Sulla scia di molte altre band che sono state in grado di riportare alto lo stemma dell’heavy metal classico, con venature Epic, arrivano al debutto anche i
Reinforcer, quintetto tedesco che tira fuori un album assolutamente non male, soprattutto per essere alle prime armi.
Già autori di un EP uscito nel 2018,
“The Wanderer” dove però le idee erano appena abbozzate e prive della cosiddetta scintilla, la band ha fatto passare tre anni prima di ritornare sul mercato con
“Prince Of The Tribes”, e sicuramente il tempo passato è riuscito non solo a far maturare la band dal punto di vista musicale, ma di fargli capire con lucidità la proposta musicale sulla quale virare. I
Reinforcer, infatti, seppur non in maniera originalissima, si collocano in quel filone Heavy/Epic dove altre band prima di loro hanno lasciato il loro segno come Visigoth, Eteranl Champion, e in parte anche agli Atlantean Kodex.

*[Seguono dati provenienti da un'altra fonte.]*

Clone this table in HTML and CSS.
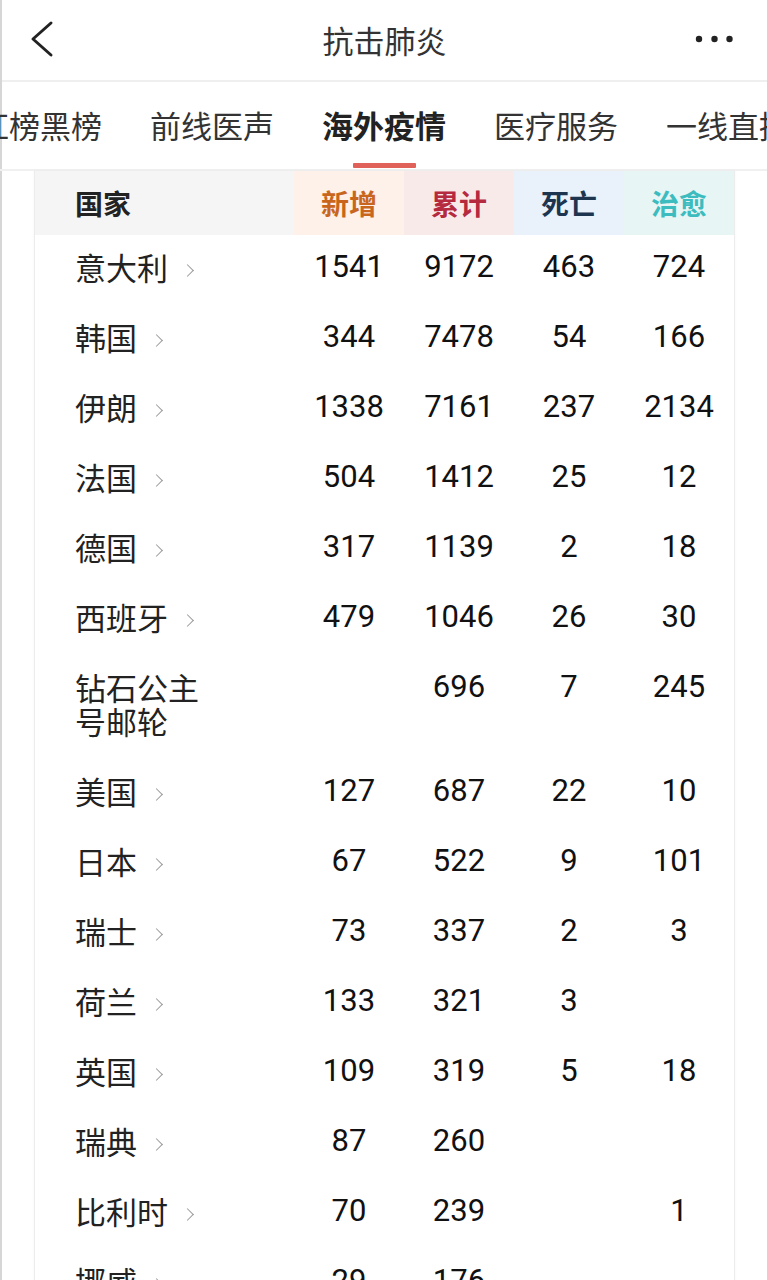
FILE: index.html
```html
<!DOCTYPE html>
<html lang="zh-CN">
<head>
<meta charset="utf-8">
<title>抗击肺炎</title>
<link rel="stylesheet" href="styles.css">
</head>
<body>
<div class="page">
  <header class="nav">
    <div class="nav-left">
      <svg class="back" width="24" height="40" viewBox="0 0 24 40"><path d="M21 3 L3 19 L21 35" fill="none" stroke="#222" stroke-width="3" stroke-linecap="round" stroke-linejoin="round"/></svg>
    </div>
    <div class="nav-title">抗击肺炎</div>
    <div class="nav-right">
      <svg class="more" width="38" height="8" viewBox="0 0 38 8"><circle cx="4" cy="4" r="3.2" fill="#222"/><circle cx="19.5" cy="4" r="3.2" fill="#222"/><circle cx="34.5" cy="4" r="3.2" fill="#222"/></svg>
    </div>
  </header>

  <nav class="tabs">
    <div class="tab">红榜黑榜</div>
    <div class="tab">前线医声</div>
    <div class="tab active">海外疫情</div>
    <div class="tab">医疗服务</div>
    <div class="tab">一线直播</div>
  </nav>

  <section class="card">
    <div class="row head">
      <div class="cell country">国家</div>
      <div class="cell h-new">新增</div>
      <div class="cell h-total">累计</div>
      <div class="cell h-dead">死亡</div>
      <div class="cell h-cured">治愈</div>
    </div>

    <div class="row"><div class="cell country"><span class="name">意大利</span><i class="chev"></i></div><div class="cell num">1541</div><div class="cell num">9172</div><div class="cell num">463</div><div class="cell num">724</div></div>
    <div class="row"><div class="cell country"><span class="name">韩国</span><i class="chev"></i></div><div class="cell num">344</div><div class="cell num">7478</div><div class="cell num">54</div><div class="cell num">166</div></div>
    <div class="row"><div class="cell country"><span class="name">伊朗</span><i class="chev"></i></div><div class="cell num">1338</div><div class="cell num">7161</div><div class="cell num">237</div><div class="cell num">2134</div></div>
    <div class="row"><div class="cell country"><span class="name">法国</span><i class="chev"></i></div><div class="cell num">504</div><div class="cell num">1412</div><div class="cell num">25</div><div class="cell num">12</div></div>
    <div class="row"><div class="cell country"><span class="name">德国</span><i class="chev"></i></div><div class="cell num">317</div><div class="cell num">1139</div><div class="cell num">2</div><div class="cell num">18</div></div>
    <div class="row"><div class="cell country"><span class="name">西班牙</span><i class="chev"></i></div><div class="cell num">479</div><div class="cell num">1046</div><div class="cell num">26</div><div class="cell num">30</div></div>
    <div class="row"><div class="cell country"><span class="name narrow">钻石公主号邮轮</span></div><div class="cell num"></div><div class="cell num">696</div><div class="cell num">7</div><div class="cell num">245</div></div>
    <div class="row"><div class="cell country"><span class="name">美国</span><i class="chev"></i></div><div class="cell num">127</div><div class="cell num">687</div><div class="cell num">22</div><div class="cell num">10</div></div>
    <div class="row"><div class="cell country"><span class="name">日本</span><i class="chev"></i></div><div class="cell num">67</div><div class="cell num">522</div><div class="cell num">9</div><div class="cell num">101</div></div>
    <div class="row"><div class="cell country"><span class="name">瑞士</span><i class="chev"></i></div><div class="cell num">73</div><div class="cell num">337</div><div class="cell num">2</div><div class="cell num">3</div></div>
    <div class="row"><div class="cell country"><span class="name">荷兰</span><i class="chev"></i></div><div class="cell num">133</div><div class="cell num">321</div><div class="cell num">3</div><div class="cell num"></div></div>
    <div class="row"><div class="cell country"><span class="name">英国</span><i class="chev"></i></div><div class="cell num">109</div><div class="cell num">319</div><div class="cell num">5</div><div class="cell num">18</div></div>
    <div class="row"><div class="cell country"><span class="name">瑞典</span><i class="chev"></i></div><div class="cell num">87</div><div class="cell num">260</div><div class="cell num"></div><div class="cell num"></div></div>
    <div class="row"><div class="cell country"><span class="name">比利时</span><i class="chev"></i></div><div class="cell num">70</div><div class="cell num">239</div><div class="cell num"></div><div class="cell num">1</div></div>
    <div class="row"><div class="cell country"><span class="name">挪威</span><i class="chev"></i></div><div class="cell num">29</div><div class="cell num">176</div><div class="cell num"></div><div class="cell num"></div></div>
  </section>
</div>
</body>
</html>
```

FILE: styles.css
```css
html, body {
  margin: 0;
  padding: 0;
  background: #fff;
  overflow: hidden;
}
body {
  font-family: "Noto Sans CJK SC", "Noto Sans", sans-serif;
  color: #222;
}
.page {
  border-left: 2px solid #d6d6d6;
  min-height: 1280px;
  box-sizing: border-box;
}

/* top navigation */
.nav {
  height: 80px;
  border-bottom: 2px solid #efefef;
  display: grid;
  grid-template-columns: 1fr auto 1fr;
  align-items: center;
}
.nav-left {
  padding-left: 28px;
  display: flex;
  align-items: center;
}
.back { display: block; }
.nav-title {
  font-size: 31px;
  line-height: 40px;
  color: #333;
}
.nav-right {
  display: flex;
  justify-content: flex-end;
  padding-right: 34px;
}
.more { display: block; margin-top: -2px; }

/* tabs */
.tabs {
  height: 87px;
  border-bottom: 2px solid #f0f0f0;
  display: flex;
  gap: 48px;
  margin-left: -24px;
  overflow: hidden;
  white-space: nowrap;
}
.tab {
  display: flex;
  flex-direction: column;
  align-items: center;
  padding-top: 27px;
  font-size: 31px;
  line-height: 32px;
  color: #333;
  flex: none;
}
.tab.active {
  font-weight: 700;
  color: #222;
}
.tab.active::after {
  content: "";
  display: block;
  width: 63px;
  height: 5px;
  margin-top: 22px;
  background: #e0605a;
  border-radius: 1px;
}

/* table card */
.card {
  margin: 0 32px;
  border-left: 1px solid #ececec;
  border-right: 1px solid #ececec;
  box-shadow: 0 0 3px rgba(0,0,0,0.04);
}
.row {
  display: grid;
  grid-template-columns: 1fr 110px 110px 110px 110px;
}
.cell {
  padding: 15px 0 21px;
  line-height: 34px;
  text-align: center;
}
.country {
  text-align: left;
  padding-left: 40px;
  display: flex;
  align-items: flex-start;
}
.name {
  font-size: 31px;
  color: #222;
}
.name.narrow { max-width: 130px; }
.chev {
  display: inline-block;
  width: 8px;
  height: 8px;
  border-top: 1.6px solid #9a9a9a;
  border-right: 1.6px solid #9a9a9a;
  transform: rotate(45deg);
  margin: 16px 0 0 15px;
}
.num {
  font-family: Roboto, "Noto Sans", sans-serif;
  font-size: 31px;
  font-weight: 400;
  color: #111;
}

/* header */
.head .cell {
  height: 64px;
  box-sizing: border-box;
  padding: 0;
  display: flex;
  align-items: center;
  justify-content: center;
  font-size: 28px;
  font-weight: 700;
}
.head .country {
  justify-content: flex-start;
  padding-left: 40px;
  background: #f5f5f5;
  color: #222;
}
.h-new { background: #fdf1ea; color: #c9661e; }
.h-total { background: #f9eaea; color: #b52a3e; }
.h-dead { background: #e9f1fb; color: #1e3550; }
.h-cured { background: #e7f5f5; color: #3dbcbf; }
```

Puro testosterone ed adrenalina in
“Prince Of The Tribes”, a partire dalla bellissima doppietta iniziale formata dalla Titletrack e da
“Allegiance And Steel”, due pezzi dove traspare subito la vena battagliera della band, senza però mettere da parte la melodia e ritornelli, e dove se non avete una spada da sguainare al cielo…beh rimediatela. Non mancano leggere influenze anche da parte dei Running Wild, in particolare su
“Black Sails” che si presenta come un ottimo pezzo senza però citare troppo la band di pirati tedeschi, e penso che sappiamo benissimo quanti gruppi si siano ispirati a quest’ultimi risultando un mero copia e incolla. Con un riff dove sarà impossibile non farsi coinvolgere, si presenta
“Thou Shall Burn”, e ancor meglio è
“Shieldmaiden” dove le chitarre di
Tobias Schwarzer e
Niclas Stappert riescono a creare delle ottime atmosfere che, se ascoltate ad occhi chiusi, sembrano portare direttamente sul campo da battaglia. Mi sento di muovere una critica solo a
“Hand On Heart”, dove il ritornello un po’ “feliciotto” non sembra adattarsi troppo al sound della band, ma sono comunque piccolezze. Chiude
“Z32”, un mid tempo semi acustico dove la bella voce di
Logan Lexi riesce ad emergere in tutte le sue diverse sfaccettature.
Alla fine dell’ascolto ci si potrebbe chiedere
“sì, ma l’originalità? La voglia di sperimentare, dov’è?” Ma sapete cosa vi dico? Chi se ne frega della voglia di sperimentare, quando i dischi sono così belli e coinvolgenti, una delle cose che ritengo più inutili sia andare a cercare il pelo nell’uovo, e rimuginarci sopra per giorni senza capire una semplice cosa, ovvero che la passione viene prima di tutto. E in “
Prince Of The Tribes” fidatevi, ne troverete a palate.